** START DATASET SECTION **
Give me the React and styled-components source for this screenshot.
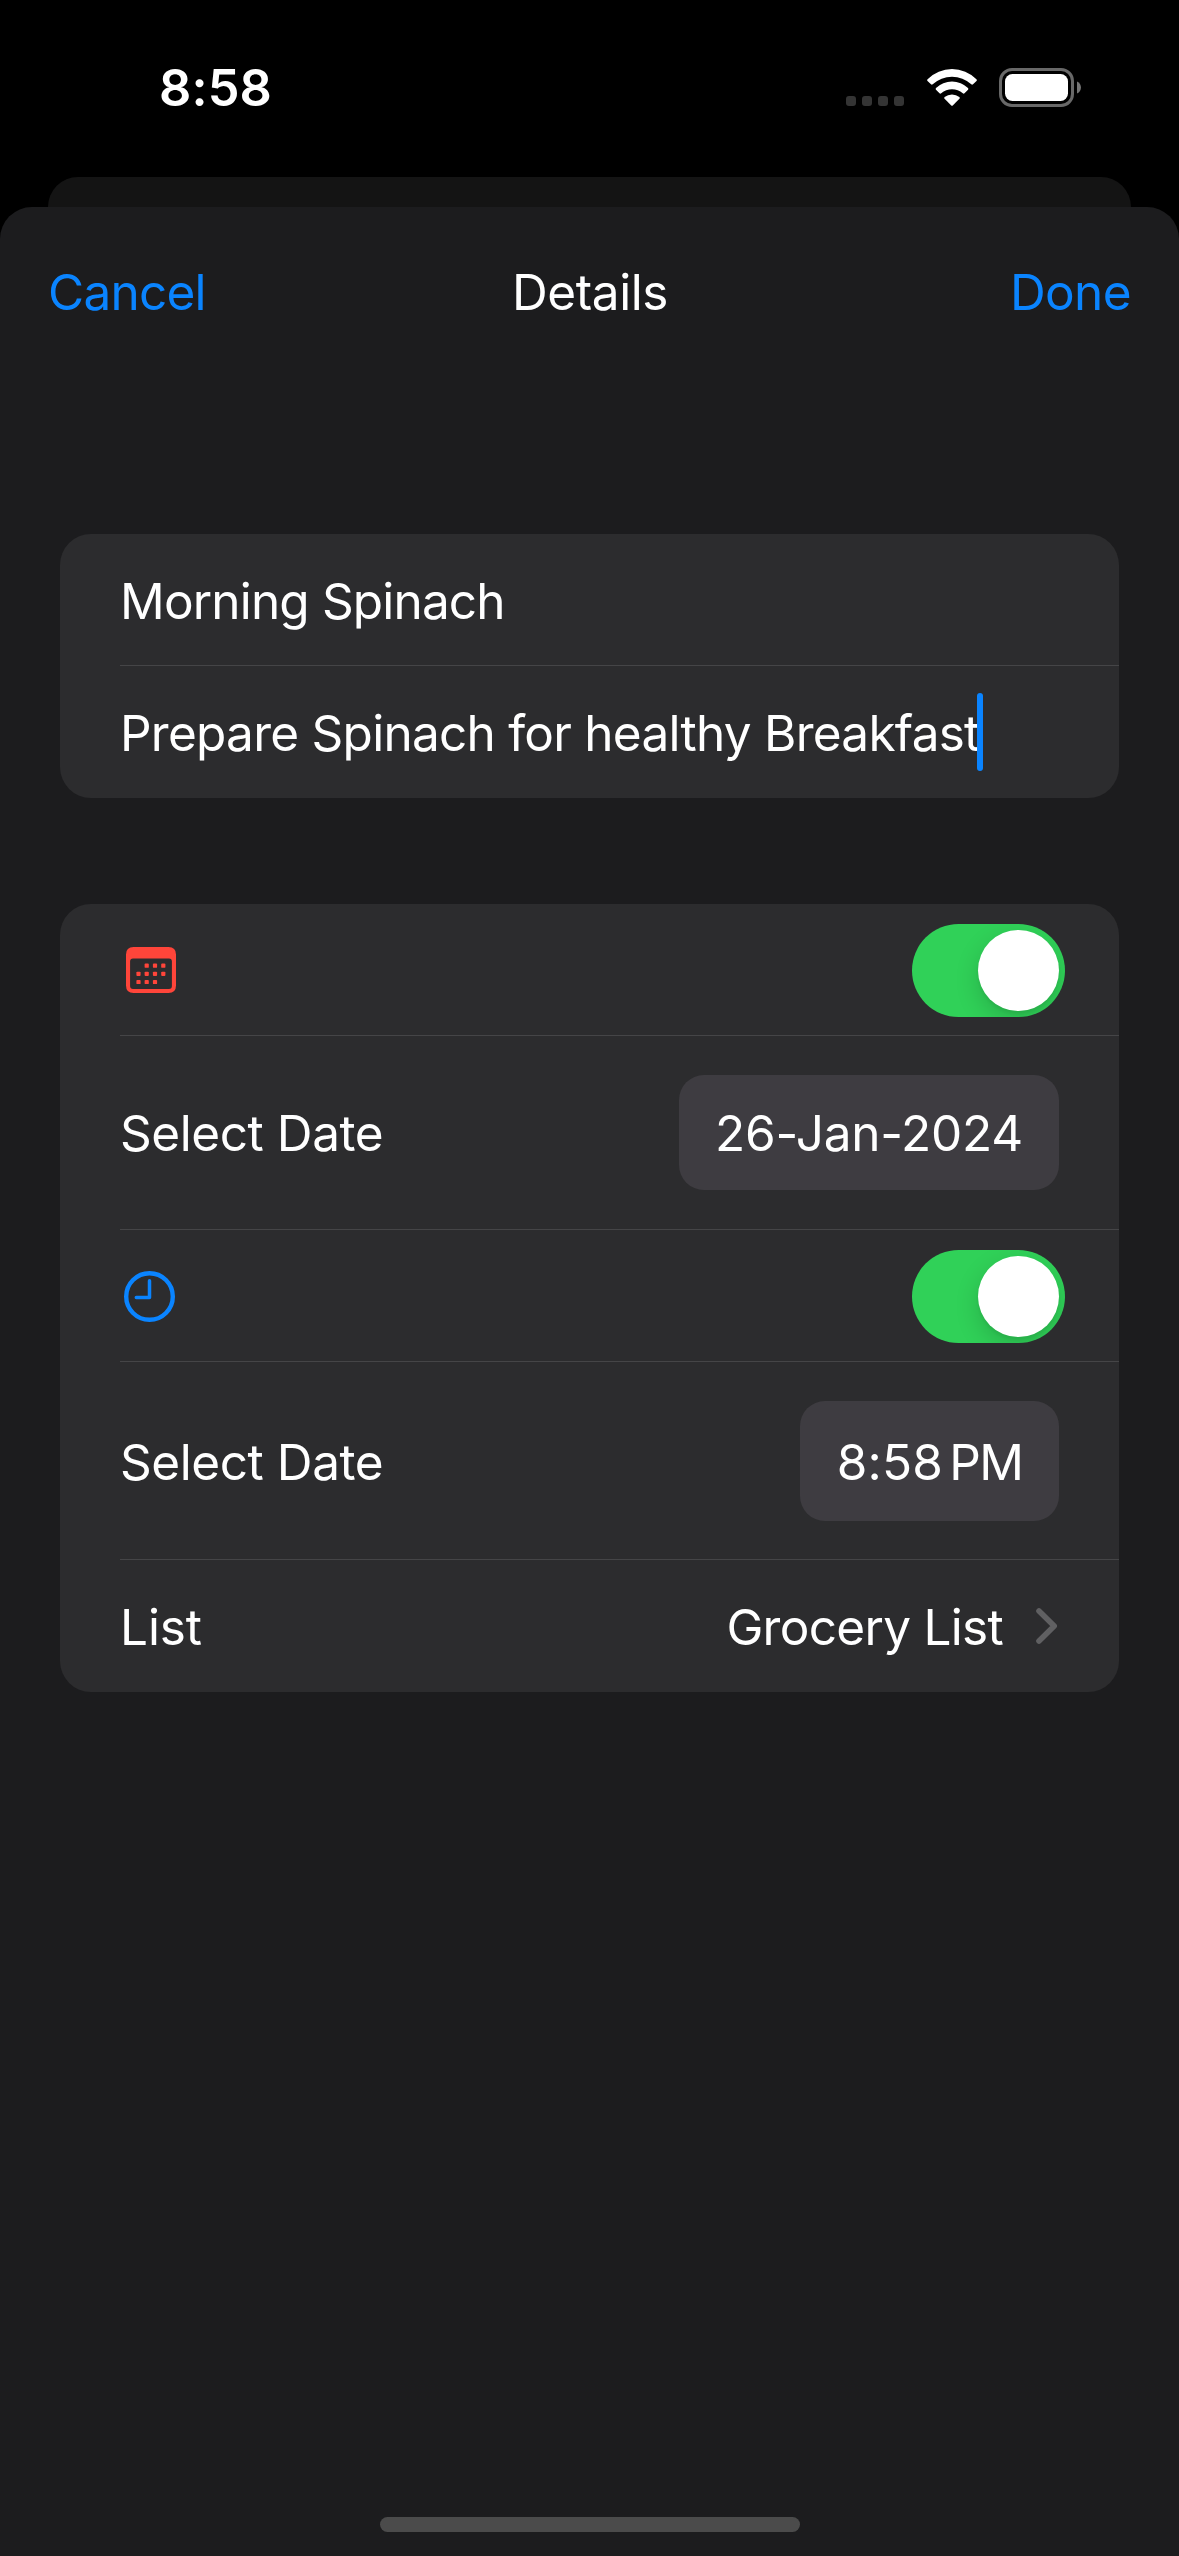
import React from "react";
import styled, { createGlobalStyle } from "styled-components";

const GlobalStyle = createGlobalStyle`
  *, *::before, *::after { box-sizing: border-box; }
  html, body { margin: 0; padding: 0; background: #000; }
  body { font-family: Inter, "Liberation Sans", sans-serif; }
  button { margin: 0; padding: 0; border: 0; background: none; font: inherit; color: inherit; }
  svg { display: block; }
`;

const Screen = styled.div`
  width: 1179px;
  height: 2556px;
  display: flex;
  flex-direction: column;
  overflow: hidden;
  background: #000;
  color: #fff;
  font-size: 49.5px;
  line-height: 60px;
  white-space: nowrap;
`;

const StatusBar = styled.header`
  flex: none;
  height: 177px;
  padding: 0 98px 0 159px;
  display: flex;
  align-items: flex-start;
  justify-content: space-between;
`;

const Clock = styled.time`
  padding-top: 58px;
  font-size: 50.5px;
  font-weight: 600;
  letter-spacing: ${(p) => p.$track}px;
`;

const StatusIcons = styled.div`
  display: flex;
  align-items: flex-start;
  padding-top: 68px;
`;

const SignalDots = styled.div`
  display: flex;
  gap: 6px;
  padding-top: 28px;
  margin-right: 23px;
`;

const SignalDot = styled.span`
  width: 10px;
  height: 10px;
  border-radius: 3px;
  background: #343434;
`;

const WifiIcon = styled.svg`
  width: 50px;
  height: 37px;
  margin: 1px 22px 0 0;
`;

const BackSheet = styled.div`
  flex: none;
  height: 30px;
  margin: 0 48px;
  border-radius: 30px 30px 0 0;
  background: #141414;
`;

const Sheet = styled.main`
  flex: 1;
  display: flex;
  flex-direction: column;
  border-radius: 32px 32px 0 0;
  background: #1c1c1e;
`;

const NavBar = styled.nav`
  flex: none;
  display: grid;
  grid-template-columns: 1fr auto 1fr;
  height: 168px;
  padding: 55px 48px 0 48px;
  align-items: start;
`;

const NavButton = styled.button`
  justify-self: ${(p) => p.$side};
  color: #0a84ff;
  letter-spacing: ${(p) => p.$track}px;
`;

const NavTitle = styled.h1`
  margin: 0;
  padding-left: 1px;
  font: inherit;
  letter-spacing: ${(p) => p.$track}px;
`;

const Form = styled.div`
  flex: 1;
  display: flex;
  flex-direction: column;
  gap: 106px;
  padding: 159px 60px 0;
`;

const Card = styled.section`
  border-radius: 31px;
  background: #2c2c2e;
  padding-left: 60px;
  overflow: hidden;
`;

const Row = styled.div`
  display: flex;
  align-items: center;
  justify-content: space-between;
  height: ${(p) => p.$height || 132}px;
  padding-right: 60px;
  border-bottom: 1px solid #454547;

  &:last-child { border-bottom-color: transparent; }
`;

const ToggleRow = styled(Row)`
  padding-top: 2px;
  padding-right: 54px;
`;

const Label = styled.span`
  padding-top: ${(p) => p.$drop ?? 2}px;
  letter-spacing: ${(p) => p.$track}px;
`;

const Field = styled.div`
  display: flex;
  align-items: center;
`;

const Caret = styled.span`
  width: 6px;
  height: 78px;
  margin-left: -3px;
  border-radius: 3px;
  background: #0a84ff;
`;

const Pill = styled.button`
  display: flex;
  align-items: center;
  justify-content: center;
  width: ${(p) => p.$width}px;
  height: ${(p) => p.$height}px;
  border-radius: 25px;
  background: #3e3c41;
  letter-spacing: ${(p) => p.$track}px;
  padding-top: ${(p) => p.$drop ?? 2}px;
`;

const PillText = styled.span`
  word-spacing: -8px;
`;

const Meridiem = styled.span`
  letter-spacing: -1.6px;
`;

const Switch = styled.button`
  display: flex;
  justify-content: flex-end;
  width: 153px;
  height: 93px;
  padding: 6px;
  border-radius: 47px;
  background: #30d158;
  overflow: hidden;
`;

const Knob = styled.span`
  width: 81px;
  height: 81px;
  border-radius: 50%;
  background: #fff;
  box-shadow: 0 9px 24px rgba(0, 0, 0, 0.16), 0 3px 3px rgba(0, 0, 0, 0.05);
`;

const Value = styled.div`
  display: flex;
  align-items: center;
  gap: 33px;
`;

const RowIcon = styled.svg`
  width: ${(p) => p.width}px;
  height: ${(p) => p.height}px;
  margin: 0 0 ${(p) => p.$lift || 0}px ${(p) => p.$inset}px;
`;

const HomeArea = styled.footer`
  flex: none;
  display: flex;
  justify-content: center;
  padding: 0 0 24px 1px;
`;

const HomeIndicator = styled.span`
  width: 420px;
  height: 15px;
  border-radius: 8px;
  background: #4b4b4b;
`;

function Wifi() {
  return (
    <WifiIcon viewBox="0 0 50 37" fill="#fff">
      <path d="M.6 10.2A34.5 34.5 0 0 1 49.4 10.2Q50.3 11 49.5 12L46 15.2Q45.2 16 44.3 15.3A28.6 28.6 0 0 0 5.7 15.3Q4.8 16 4 15.2L.5 12Q-.3 11 .6 10.2Z" />
      <path d="M9 19A23 23 0 0 1 41 19Q41.8 19.9 41 20.8L37.5 24.2Q36.7 25 35.8 24.3A16.8 16.8 0 0 0 14.2 24.3Q13.3 25 12.5 24.2L9 20.8Q8.2 19.9 9 19Z" />
      <path d="M17.6 28A12 12 0 0 1 32.4 28Q33.1 28.9 32.4 29.7L26 36.3Q25 37.3 24 36.3L17.6 29.7Q16.9 28.9 17.6 28Z" />
    </WifiIcon>
  );
}

function Battery() {
  return (
    <svg width="82" height="39" viewBox="0 0 82 39">
      <rect x="1.5" y="1.5" width="72" height="36" rx="11.5" fill="none" stroke="#686868" strokeWidth="3" />
      <rect x="6" y="6" width="63" height="27" rx="7.5" fill="#fff" />
      <path d="M78 13.5C83.3 15.5 83.3 23.5 78 25.5Z" fill="#757575" />
    </svg>
  );
}

const CALENDAR_DOTS = [
  [20.7, 18.7], [29, 18.7], [37.3, 18.7],
  [12.5, 26.8], [20.7, 26.8], [29, 26.8], [37.3, 26.8],
  [12.5, 35], [20.7, 35], [29, 35],
];

function CalendarIcon() {
  return (
    <RowIcon width={50} height={46} $inset={6} $lift={1} viewBox="0 0 50 46" fill="#ff453a">
      <path
        fillRule="evenodd"
        d="M7.5 0H42.5Q50 0 50 7.5V38.5Q50 46 42.5 46H7.5Q0 46 0 38.5V7.5Q0 0 7.5 0ZM7 11.4Q4.1 11.4 4.1 14.3V39Q4.1 42 7 42H43Q45.9 42 45.9 39V14.3Q45.9 11.4 43 11.4Z"
      />
      {CALENDAR_DOTS.map(([x, y]) => (
        <rect key={`${x}-${y}`} x={x - 2.1} y={y - 2.1} width="4.2" height="4.2" rx="0.9" />
      ))}
    </RowIcon>
  );
}

function ClockIcon() {
  return (
    <RowIcon width={51} height={51} $inset={4} viewBox="0 0 51 51" fill="none" stroke="#0a84ff">
      <circle cx="25.5" cy="25.5" r="23.3" strokeWidth="4.4" />
      <path d="M25.5 9.7V26.4H12.3" strokeWidth="3.5" strokeLinecap="round" strokeLinejoin="round" />
    </RowIcon>
  );
}

function Chevron() {
  return (
    <svg width="23" height="38" viewBox="0 0 23 38" fill="none">
      <path d="M3 4L18.2 19L3 34" stroke="#606062" strokeWidth="5.6" strokeLinecap="round" strokeLinejoin="round" />
    </svg>
  );
}

function Toggle() {
  return (
    <Switch role="switch" aria-checked="true">
      <Knob />
    </Switch>
  );
}

export default function App() {
  return (
    <>
      <GlobalStyle />
      <Screen>
        <StatusBar>
          <Clock $track={0.1}>8:58</Clock>
          <StatusIcons>
            <SignalDots>
              <SignalDot />
              <SignalDot />
              <SignalDot />
              <SignalDot />
            </SignalDots>
            <Wifi />
            <Battery />
          </StatusIcons>
        </StatusBar>
        <BackSheet />
        <Sheet>
          <NavBar>
            <NavButton $side="start" $track={-0.75}>Cancel</NavButton>
            <NavTitle $track={-0.4}>Details</NavTitle>
            <NavButton $side="end" $track={-0.6}>Done</NavButton>
          </NavBar>
          <Form>
            <Card>
              <Row>
                <Label $track={-0.83}>Morning Spinach</Label>
              </Row>
              <Row>
                <Field>
                  <Label $track={-0.74}>Prepare Spinach for healthy Breakfast</Label>
                  <Caret />
                </Field>
              </Row>
            </Card>
            <Card>
              <ToggleRow>
                <CalendarIcon />
                <Toggle />
              </ToggleRow>
              <Row $height={194}>
                <Label $track={-0.43} $drop={0}>Select Date</Label>
                <Pill $width={380} $height={115} $track={-0.25} $drop={0}>26-Jan-2024</Pill>
              </Row>
              <ToggleRow>
                <ClockIcon />
                <Toggle />
              </ToggleRow>
              <Row $height={198}>
                <Label $track={-0.43}>Select Date</Label>
                <Pill $width={259} $height={120} $track={0.2}>
                  <PillText>
                    8:58 <Meridiem>PM</Meridiem>
                  </PillText>
                </Pill>
              </Row>
              <Row>
                <Label $track={-0.1}>List</Label>
                <Value>
                  <Label $track={-0.7}>Grocery List</Label>
                  <Chevron />
                </Value>
              </Row>
            </Card>
          </Form>
          <HomeArea>
            <HomeIndicator />
          </HomeArea>
        </Sheet>
      </Screen>
    </>
  );
}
** END DATASET SECTION **
DIRECTIONS FOR THIS TASK »
For each line above that contains the word "React", copy that line.

EXERCISE SOLUTION »
Give me the React and styled-components source for this screenshot.
import React from "react";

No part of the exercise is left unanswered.